Mentiras del capitalismo
El nacionalcatolicismo me adoctrinó como dios manda en todos los frentes: familia, escuela, catequesis, Legión de María, OJE, prensa, radio, televisión, fiestas mayores y menores, autoridades, vecindario, amistades, etc. Esa época dejó en mi persona un poso indeleble de historias y de fábulas: “Llegaron a Jerusalén; y entrando Jesús en el templo, comenzó a echar fuera a los que vendían y compraban en el templo; volcó las mesas de los que cambiaban el dinero y los asientos de los que vendían las palomas” (Marcos 11:15).

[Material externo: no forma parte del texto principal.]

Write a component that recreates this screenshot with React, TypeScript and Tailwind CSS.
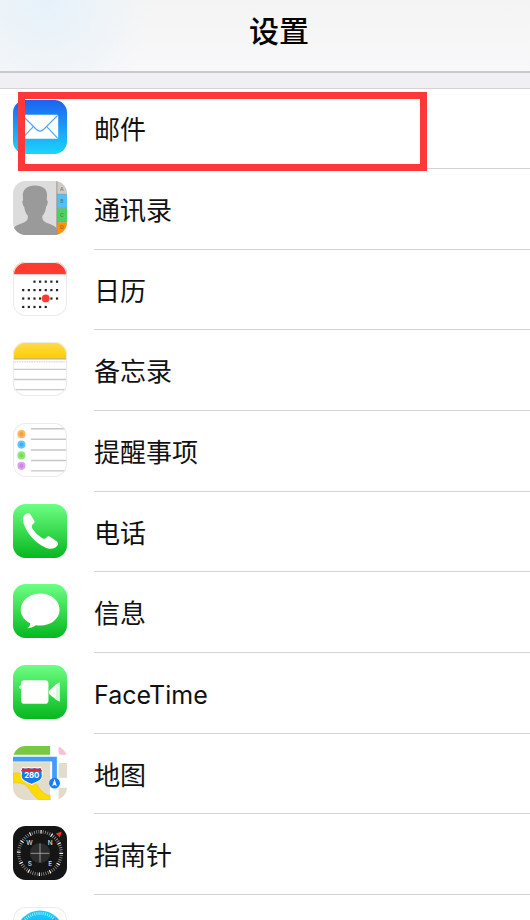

“Entonces todo el pueblo apartó los zarcillos de oro que tenían en sus orejas, y los trajeron a Aarón; y él los tomó de sus manos y les dio forma con buril, e hizo de ellos un becerro de fundición. Y ellos dijeron: Este es tu dios, Israel, que te ha sacado de la tierra de Egipto. Cuando Aarón vio esto, edificó un altar delante del becerro.” (Éxodo 32:3–5). Según maduraban a la par mi cuerpo y mi raciocinio, tuve claro que la Biblia era literatura de ficción como Las mil y una noches, La Odisea, la Ilíada o los Cuentos de Calleja.
La Iglesia, reconvertida en rentable multinacional, anda amancebada provechosamente con el neoliberalismo en un idilio de lucro bilateral. Son dos cuentos, dos fraudes, para doblegar al pueblo que, generación tras generación, padece la desigualdad social que este sistema produce. La Iglesia acusa el creciente abandono por la feligresía de sus dogmas, sus ritos y su pecadora jerarquía. El aguante del capitalismo parece deberse a alguna maca neuronal que impide al ser humano advertir ciertos peligros inmediatos.
No hay apóstol que respalde con su firma una falacia como la de la Autorregulación del Mercado, que se sigue colando como irrefutable dogma neoliberal. Buscan los mercados un santo grial que pruebe la existencia real de este mito por ellos inventado. Los mercados nunca hicieron cosa distinta que esquivar la regulación pública para ejercer sin cortapisas sus prácticas de manga ancha, de mangones, de mangantes privados, como hacen hoy con los precios de la luz y de los combustibles. Una canalla irregularidad.
Tampoco es de recibo el dogma de la Libre Competencia que predican los evangelistas neoliberales, toda vez que se practica justamente lo contrario. En la anterior crisis se reorganizó el mercado bancario “eliminando competencia para ganar competitividad”, dijeron, con el resultado de una extorsión masiva a la clientela. Todos los sectores económicos buscan unificar la competencia en pocas manos para dar paso al imperio de cárteles y multinacionales que imponen precios y condiciones al consumidor.
Pontifican los sumos sacerdotes del capital, del linaje de Aarón, el del Becerro de Oro, que hay que derrochar fe en la sacrosanta Ley de la Oferta y la Demanda. No existe mayor patraña (¿la Autorregulación?, ¿la Libre Competencia, quizás?) que ésta; no hay mentira más pueril y perversa cuando son los propios mercados los que controlan oferta y demanda, los dueños de los medios de producción, de la distribución y de la publicidad. No hay más que ver el papel que al respecto desempeñan los fondos de inversión.
La estafa de la fe capitalista, como la católica, funciona a pesar de sus efectos nocivos para quienes la practican. La ciudadanía desfavorecida es víctima de los trápalas que han hallado atributos divinos en internet, donde convierten el agua en vino, y la deslocalización, que les permite multiplicar los panes de las ventas y los peces de los beneficios. Quizás la única verdad irrebatible del capitalismo salvaje, de la inflación artificial, sea que la mayor parte del beneficio capitalista es maná caído del cielo. Un pecado. Un delito.